Ambient light from towns and cities will obscure all but the brightest aurora displays, so make sure you are well away from urban areas. That said, the distant glow from streetlights, the the last glow of a fading sunset on the horizon can add another element of color to your photographs. Sodium vapor streetlights reflecting off of low clouds is another possibility to add contrasting color to aurora photos. Lunar phase, and lunar elevation in the sky both have a profound impact on night photography in general, and aurora photography in particular. Photographing without any moonlight will mean primarily silhouetted foregrounds, and longer exposures at higher ISOs. Photographing under a full moon will mean much brighter foregrounds, especially if there is snow on the ground, shorter exposures at lower ISOs, and fainter aurora in your photographs.

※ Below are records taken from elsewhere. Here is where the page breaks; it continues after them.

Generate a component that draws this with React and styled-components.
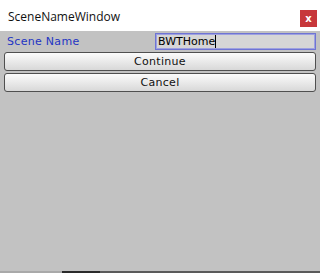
import React, { useState } from 'react';
import styled, { createGlobalStyle } from 'styled-components';

const GlobalStyle = createGlobalStyle`
  html, body {
    margin: 0;
    padding: 0;
    background: #c2c2c2;
  }
  #root {
    width: 320px;
    height: 273px;
  }
`;

const Window = styled.div`
  width: 320px;
  height: 273px;
  display: flex;
  flex-direction: column;
  background: #c2c2c2;
  overflow: hidden;
`;

const TitleBar = styled.div`
  height: 31px;
  flex: none;
  background: #ffffff;
  display: flex;
  align-items: center;
  justify-content: space-between;
  padding: 0 3px 0 8px;
  box-sizing: border-box;
`;

const Title = styled.span`
  font-family: "Open Sans", "Noto Sans", sans-serif;
  font-size: 12px;
  color: #111;
  margin-top: 2px;
`;

const CloseButton = styled.button`
  width: 17px;
  height: 17px;
  margin-top: 5px;
  padding: 0;
  border: none;
  background: #c7373b;
  color: #fff;
  font-family: "DejaVu Sans", sans-serif;
  font-size: 10px;
  font-weight: bold;
  line-height: 17px;
  text-align: center;
`;

const Content = styled.div`
  flex: 1;
  display: flex;
  flex-direction: column;
  gap: 2px;
  padding: 2px 4px 0 4px;
`;

const FieldRow = styled.div`
  display: flex;
  align-items: center;
  height: 17px;
`;

const Label = styled.label`
  width: 151px;
  box-sizing: border-box;
  padding-left: 3px;
  font-family: "DejaVu Sans", sans-serif;
  font-size: 11px;
  letter-spacing: 0.3px;
  color: #1f35c4;
`;

const Caret = styled.span`
  display: inline-block;
  width: 1px;
  height: 13px;
  background: #000;
  vertical-align: middle;
`;

const FakeInput = styled.div`
  flex: 1;
  height: 17px;
  box-sizing: border-box;
  border: 1px solid #6f74d4;
  box-shadow: inset 0 0 0 1px #9ea1df;
  background: #d6d6d6;
  padding: 0 2px;
  display: flex;
  align-items: center;
  font-family: "DejaVu Sans", sans-serif;
  font-size: 11px;
  color: #000;
`;

const Button = styled.button`
  height: 19px;
  width: 100%;
  box-sizing: border-box;
  border: 1px solid #4f4f4f;
  border-radius: 3px;
  background: linear-gradient(#fbfbfb, #d8d8d8);
  font-family: "DejaVu Sans", sans-serif;
  font-size: 11px;
  letter-spacing: 0.3px;
  color: #111;
  padding: 0;
  line-height: 17px;
`;

const BottomStrip = styled.div`
  height: 2px;
  flex: none;
  display: flex;
`;

const StripPart = styled.div`
  width: ${p => p.$w}px;
  flex: ${p => (p.$w ? 'none' : 1)};
  background: ${p => p.$c};
`;

export default function App() {
  const [name] = useState('BWTHome');
  return (
    <>
      <GlobalStyle />
      <Window>
        <TitleBar>
          <Title>SceneNameWindow</Title>
          <CloseButton>x</CloseButton>
        </TitleBar>
        <Content>
          <FieldRow>
            <Label>Scene Name</Label>
            <FakeInput>
              {name}
              <Caret />
            </FakeInput>
          </FieldRow>
          <Button>Continue</Button>
          <Button>Cancel</Button>
        </Content>
        <BottomStrip>
          <StripPart $w={62} $c="#a9a9a9" />
          <StripPart $w={38} $c="#2a2a2a" />
          <StripPart $c="#5a5a5a" />
        </BottomStrip>
      </Window>
    </>
  );
}
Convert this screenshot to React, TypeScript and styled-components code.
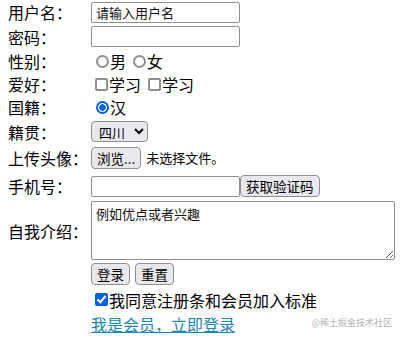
import React from 'react';
import styled, { createGlobalStyle } from 'styled-components';

const GlobalStyle = createGlobalStyle`
  html, body {
    margin: 0;
    padding: 0;
    background: #ffffff;
  }
  body {
    font-family: "Noto Sans CJK SC", "Noto Sans", sans-serif;
    font-size: 16px;
    color: #000000;
  }
`;

const Page = styled.div`
  position: relative;
  width: 402px;
  height: 338px;
  overflow: hidden;
`;

const Form = styled.form`
  display: grid;
  grid-template-columns: 83px 1fr;
  grid-template-rows: 24px 25px 24px 22px 24px 25px 28px 28px 61px 26px 25px 24px;
  align-items: center;
  padding-left: 8px;
`;

const Label = styled.label`
  font-size: 16px;
  line-height: 20px;
  white-space: nowrap;
`;

const Cell = styled.div<{ $gap?: number }>`
  display: flex;
  align-items: center;
  gap: ${({ $gap }) => $gap ?? 0}px;
  font-size: 16px;
  line-height: 20px;
`;

const TextInput = styled.input`
  box-sizing: border-box;
  width: 149px;
  height: 21px;
  margin: 0;
  padding: 0 4px;
  border: 1px solid #8f8f8f;
  border-radius: 2px;
  font-family: "Noto Sans CJK SC", sans-serif;
  font-size: 13px;
  color: #111;
  outline: none;
  &::placeholder {
    color: #333;
  }
`;

const Choice = styled.span`
  display: inline-flex;
  align-items: center;
`;

const Radio = styled.input.attrs({ type: 'radio' })`
  appearance: none;
  box-sizing: border-box;
  width: 13px;
  height: 13px;
  margin: 0 1px 0 5px;
  border: 2px solid #8f8f8f;
  border-radius: 50%;
  background: #fff;
  &:checked {
    border-color: #0060df;
    background: radial-gradient(circle, #0060df 0 3px, #fff 3.5px);
  }
`;

const Check = styled.input.attrs({ type: 'checkbox' })`
  appearance: none;
  box-sizing: border-box;
  width: 13px;
  height: 13px;
  margin: 0 1px 0 4px;
  border: 2px solid #8f8f8f;
  border-radius: 2px;
  background: #fff;
  position: relative;
  &:checked {
    border-color: #0060df;
    background: #0060df;
  }
  &:checked::after {
    content: '';
    position: absolute;
    left: 2px;
    top: -1px;
    width: 3px;
    height: 7px;
    border: solid #fff;
    border-width: 0 2px 2px 0;
    transform: rotate(40deg);
  }
`;

const Select = styled.select`
  box-sizing: border-box;
  width: 57px;
  height: 21px;
  margin: 0;
  padding: 0 0 0 3px;
  border: 1px solid #8f8f8f;
  border-radius: 4px;
  background: #e9e9ed;
  font-family: "Noto Sans CJK SC", sans-serif;
  font-size: 13px;
  color: #000;
`;

const Button = styled.button`
  box-sizing: border-box;
  height: 22px;
  margin: 0;
  padding: 0 5px;
  border: 1px solid #8f8f8f;
  border-radius: 4px;
  background: #e9e9ed;
  font-family: "Noto Sans CJK SC", sans-serif;
  font-size: 13.5px;
  line-height: 18px;
  color: #000;
`;

const FileNote = styled.span`
  font-size: 13px;
  margin-left: 5px;
`;

const TextArea = styled.textarea`
  box-sizing: border-box;
  width: 304px;
  height: 59px;
  margin: 0;
  padding: 2px 4px;
  border: 1px solid #8f8f8f;
  border-radius: 2px;
  font-family: "Noto Sans CJK SC", sans-serif;
  font-size: 13px;
  color: #111;
  &::placeholder {
    color: #333;
  }
`;

const Agree = styled.span`
  font-size: 16px;
`;

const MemberLink = styled.a`
  color: #1b87ab;
  text-decoration: underline;
  font-size: 16px;
`;

const Watermark = styled.span`
  position: absolute;
  right: 10px;
  bottom: 9px;
  font-family: "Noto Sans CJK SC", sans-serif;
  font-size: 9px;
  color: #b5b5b5;
`;

export default function App() {
  return (
    <Page>
      <GlobalStyle />
      <Form onSubmit={e => e.preventDefault()}>
        <Label>用户名：</Label>
        <Cell>
          <TextInput defaultValue="请输入用户名" />
        </Cell>

        <Label>密码：</Label>
        <Cell>
          <TextInput type="password" />
        </Cell>

        <Label>性别：</Label>
        <Cell $gap={2}>
          <Choice><Radio name="sex" />男</Choice>
          <Choice><Radio name="sex" />女</Choice>
        </Cell>

        <Label>爱好：</Label>
        <Cell $gap={3}>
          <Choice><Check />学习</Choice>
          <Choice><Check />学习</Choice>
        </Cell>

        <Label>国籍：</Label>
        <Cell>
          <Choice><Radio name="nation" defaultChecked />汉</Choice>
        </Cell>

        <Label>籍贯：</Label>
        <Cell>
          <Select defaultValue="四川">
            <option>四川</option>
            <option>北京</option>
          </Select>
        </Cell>

        <Label>上传头像：</Label>
        <Cell>
          <Button type="button">浏览...</Button>
          <FileNote>未选择文件。</FileNote>
        </Cell>

        <Label>手机号：</Label>
        <Cell>
          <TextInput />
          <Button type="button">获取验证码</Button>
        </Cell>

        <Label>自我介绍：</Label>
        <Cell>
          <TextArea defaultValue="例如优点或者兴趣" />
        </Cell>

        <span />
        <Cell $gap={5}>
          <Button type="submit">登录</Button>
          <Button type="reset">重置</Button>
        </Cell>

        <span />
        <Cell>
          <Check defaultChecked />
          <Agree>我同意注册条和会员加入标准</Agree>
        </Cell>

        <span />
        <Cell>
          <MemberLink href="#">我是会员，立即登录</MemberLink>
        </Cell>
      </Form>
      <Watermark>@稀土掘金技术社区</Watermark>
    </Page>
  );
}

You can photograph the aurora at all phases of the lunar cycle, and the results will vary dramatically; it’s just a matter of what kind of images you are looking for. My own personal preference is to photograph between the first quarter and waxing gibbous phases as there is sufficient moonlight to illuminate the landscape without overpowering the aurora. The first quarter moon rises around noon, sets around midnight, and then rises about 45 minutes later each day until it is full. The full moon rises about sunset and sets about sunrise. If you include interesting foreground elements, you may want to add light painting to your foreground, especially when there is little or no moonlight present.

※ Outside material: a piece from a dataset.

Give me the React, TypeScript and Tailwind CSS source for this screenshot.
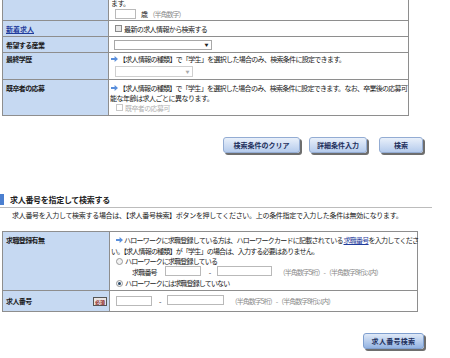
import React from "react";

const Arrow = () => (
  <svg width="7" height="6" viewBox="0 0 7 6" className="inline-block shrink-0">
    <path d="M0 2h3.6V0L7 3 3.6 6V4H0z" fill="#5a8fdc" />
  </svg>
);

const Check = ({ disabled }: { disabled?: boolean }) => (
  <span
    className={
      disabled
        ? "inline-block w-[7px] h-[7px] border border-[#c8c8c8] bg-white shrink-0"
        : "inline-block w-[7px] h-[7px] border border-[#8a8a8a] bg-[#e8e8e8] shrink-0"
    }
  />
);

const Radio = ({ checked }: { checked?: boolean }) => (
  <span className="inline-flex items-center justify-center w-[7px] h-[7px] rounded-full border border-[#9a9a9a] bg-[#f2f2f2] shrink-0">
    {checked ? <span className="w-[3px] h-[3px] rounded-full bg-[#2a4a6a]" /> : null}
  </span>
);

const Btn = ({ label, w, strong }: { label: string; w: string; strong?: boolean }) => (
  <div
    className={
      (strong
        ? "bg-gradient-to-b from-[#dfe9f7] to-[#93b3e2] border-[#7f9fcf] [letter-spacing:0.3px] "
        : "bg-gradient-to-b from-[#e9f0fa] to-[#b5cbec] border-[#93acd3] [letter-spacing:0px] ") +
      w +
      " h-[16px] rounded-[3px] border flex items-center justify-center font-bold text-[#1d2f5c] shadow-[2px_2px_0_#6e6e6e]"
    }
  >
    {label}
  </div>
);

const Hint = ({ children }: { children: React.ReactNode }) => (
  <span className="text-[#8a8a8a] [letter-spacing:-1px]">{children}</span>
);

const Input = ({ w }: { w: string }) => (
  <span className={w + " inline-block h-[10px] border border-[#b9b9b9] bg-white shrink-0"} />
);

export default function App() {
  return (
    <div className="w-[450px] h-[358px] overflow-hidden bg-white text-[#1a1a1a] text-[7px] leading-[10px] [letter-spacing:-0.6px] font-['Noto_Sans_CJK_JP','Noto_Sans_CJK_SC',sans-serif]">
      {/* top table */}
      <div className="ml-[2px] w-[407px] border-x border-b border-[#8e8e8e]">
        <div className="grid grid-cols-[106px_1fr] h-[21px] border-b border-[#8e8e8e]">
          <div className="bg-[#c6d9f2] border-r border-[#8e8e8e]" />
          <div className="pl-[2px]">
            <div className="mt-[-1px] h-[9px] leading-[9px]">ます。</div>
            <div className="mt-[1px] flex items-center h-[10px] pl-[4px] whitespace-nowrap">
              <Input w="w-[21px]" />
              <span className="ml-[5px]">歳</span>
              <span className="ml-[1px]"><Hint>（半角数字）</Hint></span>
            </div>
          </div>
        </div>
        <div className="grid grid-cols-[106px_1fr] h-[16px] border-b border-[#8e8e8e]">
          <div className="bg-[#c6d9f2] border-r border-[#8e8e8e] flex items-center pl-[3px] font-bold [letter-spacing:0px]">
            <span className="text-[#1f3c9c] underline">新着求人</span>
          </div>
          <div className="flex items-center pl-[6px] gap-[2px] whitespace-nowrap">
            <Check />
            <span>最新の求人情報から検索する</span>
          </div>
        </div>
        <div className="grid grid-cols-[106px_1fr] h-[16px] border-b border-[#8e8e8e]">
          <div className="bg-[#c6d9f2] border-r border-[#8e8e8e] flex items-center pl-[3px] font-bold">
            希望する産業
          </div>
          <div className="flex items-center pl-[5px]">
            <span className="w-[98px] h-[10px] border border-[#a8a8a8] bg-white flex items-center justify-end pr-[3px] text-[4px] text-[#222]">▼</span>
          </div>
        </div>
        <div className="grid grid-cols-[106px_1fr] h-[27px] border-b border-[#8e8e8e]">
          <div className="bg-[#c6d9f2] border-r border-[#8e8e8e] pl-[3px] pt-[1px] font-bold">
            最終学歴
          </div>
          <div className="pl-[2px] pt-[1px] whitespace-nowrap">
            <div className="flex items-center gap-[1px] h-[10px]">
              <Arrow />
              <span className="[letter-spacing:-0.7px]">【求人情報の種類】で「学生」を選択した場合のみ、検索条件に設定できます。</span>
            </div>
            <div className="mt-[2px] pl-[4px]">
              <span className="w-[78px] h-[11px] border border-[#cfcfcf] bg-white flex items-center justify-end pr-[3px] text-[4px] text-[#aaa]">▼</span>
            </div>
          </div>
        </div>
        <div className="grid grid-cols-[106px_1fr] h-[35px]">
          <div className="bg-[#c6d9f2] border-r border-[#8e8e8e] pl-[3px] pt-[3px] font-bold">
            既卒者の応募
          </div>
          <div className="pl-[1px] pt-[3px] whitespace-nowrap">
            <div className="flex items-center gap-[1px] h-[10px] pl-[1px]">
              <Arrow />
              <span className="[letter-spacing:-0.72px]">【求人情報の種類】で「学生」を選択した場合のみ、検索条件に設定できます。なお、卒業後の応募可</span>
            </div>
            <div className="h-[10px] [letter-spacing:-0.5px]">能な年齢は求人ごとに異なります。</div>
            <div className="flex items-center gap-[2px] h-[9px] pl-[6px] text-[#b0b0b0]">
              <Check disabled />
              <span>既卒者の応募可</span>
            </div>
          </div>
        </div>
      </div>

      {/* buttons */}
      <div className="mt-[21px] flex justify-end pr-[27px] h-[18px]">
        <Btn label="検索条件のクリア" w="w-[77px]" />
        <div className="w-[9px]" />
        <Btn label="詳細条件入力" w="w-[58px]" />
        <div className="w-[12px]" />
        <Btn label="検索" w="w-[44px]" />
      </div>

      {/* section title */}
      <div className="mt-[39px] flex items-center h-[11px]">
        <div className="w-[4px] h-[11px] bg-[#4b7fd0]" />
        <span className="ml-[6px] text-[8px] font-bold text-[#222] [letter-spacing:-0.3px]">求人番号を指定して検索する</span>
      </div>
      <div className="mt-[2px] w-[432px] h-px bg-[#bcbcbc]" />
      <div className="mt-[2px] pl-[12px] h-[10px] whitespace-nowrap [letter-spacing:-0.3px]">
        求人番号を入力して検索する場合は、【求人番号検索】ボタンを押してください。上の条件指定で入力した条件は無効になります。
      </div>

      {/* bottom table */}
      <div className="mt-[11px] ml-[2px] w-[416px] border border-[#8e8e8e]">
        <div className="grid grid-cols-[107px_1fr] h-[59px] border-b border-[#8e8e8e]">
          <div className="bg-[#c6d9f2] border-r border-[#8e8e8e] pl-[3px] pt-[3px] font-bold">
            求職登録有無
          </div>
          <div className="pl-[1px] pt-[3px] whitespace-nowrap">
            <div className="flex items-center gap-[1px] h-[10px] pl-[5px]">
              <Arrow />
              <span className="[letter-spacing:-0.74px]">
                ハローワークに求職登録している方は、ハローワークカードに記載されている{" "}
                <span className="text-[#1f3c9c] underline">求職番号</span>を入力してくださ
              </span>
            </div>
            <div className="h-[11px] flex items-center [letter-spacing:-0.8px]">い。【求人情報の種類】が「学生」の場合は、入力する必要はありません。</div>
            <div className="h-[10px] flex items-center gap-[2px] pl-[5px] [letter-spacing:-0.85px]">
              <Radio />
              <span>ハローワークに求職登録している</span>
            </div>
            <div className="h-[12px] flex items-center pl-[21px]">
              <span className="[letter-spacing:-0.8px]">求職番号</span>
              <span className="ml-[8px]"><Input w="w-[36px]" /></span>
              <span className="ml-[8px]">-</span>
              <span className="ml-[6px]"><Input w="w-[55px]" /></span>
              <span className="ml-[7px]"><Hint>（半角数字5桁）-（半角数字8桁以内）</Hint></span>
            </div>
            <div className="h-[10px] flex items-center gap-[2px] pl-[5px] [letter-spacing:-0.85px]">
              <Radio checked />
              <span>ハローワークには求職登録していない</span>
            </div>
          </div>
        </div>
        <div className="grid grid-cols-[107px_1fr] h-[20px]">
          <div className="bg-[#c6d9f2] border-r border-[#8e8e8e] pl-[3px] pr-[2px] flex items-center justify-between font-bold">
            <span>求人番号</span>
            <span className="h-[9px] px-[1px] border border-[#555] bg-[#e9e4e4] text-[5px] leading-[7px] text-[#8a1a1a] flex items-center [letter-spacing:0px]">必須</span>
          </div>
          <div className="flex items-center pl-[6px] whitespace-nowrap">
            <Input w="w-[36px]" />
            <span className="ml-[7px]">-</span>
            <span className="ml-[6px]"><Input w="w-[57px]" /></span>
            <span className="ml-[7px]"><Hint>（半角数字5桁）-（半角数字8桁以内）</Hint></span>
          </div>
        </div>
      </div>

      <div className="mt-[21px] flex justify-end pr-[26px]">
        <Btn label="求人番号検索" w="w-[61px]" strong />
      </div>
    </div>
  );
}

Aurora and Sodium Vapor Clouds, 20 seconds f3.5, ISO 3200

Camera Settings and Exposure for Aurora Photography

Aurora photography pushes the limits of even today’s best DSLR cameras. Because of the low light levels, and the need to keep exposures relatively short due to the moving nature of the aurora, you’ll often be photographing at the highest useable ISO of your camera, and the widest aperture that will yield sufficient sharpness and depth of field. Determining your highest useable ISO is simply a matter of testing your camera by making a series of low light exposures at increasing ISOs, and then scrutinizing the shadow areas of each exposure, preferably by making final size prints of the images. Determine which is the highest ISO that gives you image quality that is acceptable to your standards. For me, 6400 is the highest ISO I use for print quality images, and 12,800 for web quality with my Nikon D750. Similarly, you’ll want to test your lenses for coma at wide apertures by shooting starry skies at maximum aperture and then stopping down in 1/2 or 1/3 stop increments until you get to f4, and then looking at the resulting images at full magnification for signs of coma. A form of optical distortion, coma causes stars to appear as if they have “tails” like a comet, or sometimes like a bird in flight. It’s generally found near the edges of the frame in images shot at or near maximum aperture. The Nikon 14-24mm f/2.8 lens can be used wide open at all focal lengths without significant coma.

Exposures for aurora photography range from approximately 30 seconds at f2.8, ISO 6400 for faint to average aurora on a moonless night, to 4 seconds at f4, ISO 800 for bright coronal aurora on a full moon night. The intensity if the aurora itself can vary dramatically; sometimes it’s barely visible to the naked eye, but shows up nicely in photographs, and sometimes the aurora itself can be so bright as to illuminate the landscape itself. Determining exposure is accomplished by a combination of the RGB histogram and blinking highlight indicator. At a minimum, you should have a histogram that shows no shadow clipping—it may be a left biased histogram, but the histogram should not be touching the left edge of the graph. Images with more exposure will have cleaner shadows with less noise. Ideally, you should not have to lighten your image in post processing. Use the highlight indicator to make sure that you are not overexposing the aurora itself, or any highlights created by light painting. Use the LCD image preview primarily for confirming composition and focus.

Key camera settings

1.  Set Quality to RAW

2. Use your camera’s Highest Useable ISO setting, hopefully between 1600 and 6400.

3. Set White balance between 3700K- 4100K for Moonlight, 4000-5500 if there is no moon..

4. Set your camera’s Long Exposure Noise Reduction to Auto (if available) or on, especially for older or APSc sensor cameras.

5. Enable your camera’s RGB histogram- primary exposure determinant in natural light.

6. Enable the blinking Highlight indicator—make sure you do not clip the aurora.

7. Set the LCD brightness to “auto” or reduce it manually to almost the lowest setting.

8. Set Exposure Mode to Manual.

9. Set focus to Manual.

10. Turn off IS/VR lens functions

11. Use flashlight assisted magnified Live View, or conservative, well executed hyperfocal distance for focusing.

Download a pdf guide to Basic Camera Settings for Milky Way and Aurora Photography for more information and a complete list of camera settings.

Taking a Moment, 10 seconds, f4 ISO 2500

As with any type of photography, you’ll get better results with experience and practice. It’s very helpful to have a basic understanding of night photography, and to be completely familiar with your equipment before departing for the North. Simply working in the cold and darkness complicates photography exponentially, so do your homework, and be prepared. Don’t expect to get perfect results on your first attempt. Photographing the Northern Lights can be like photographing a close friend or family member’s wedding: you’re so focused on the task at hand that before you know it, the event is over and you’ve completely missed out on the experience! Make sure that you take some time to simply step back, look up, and enjoy the magnificence of this special phenomenon.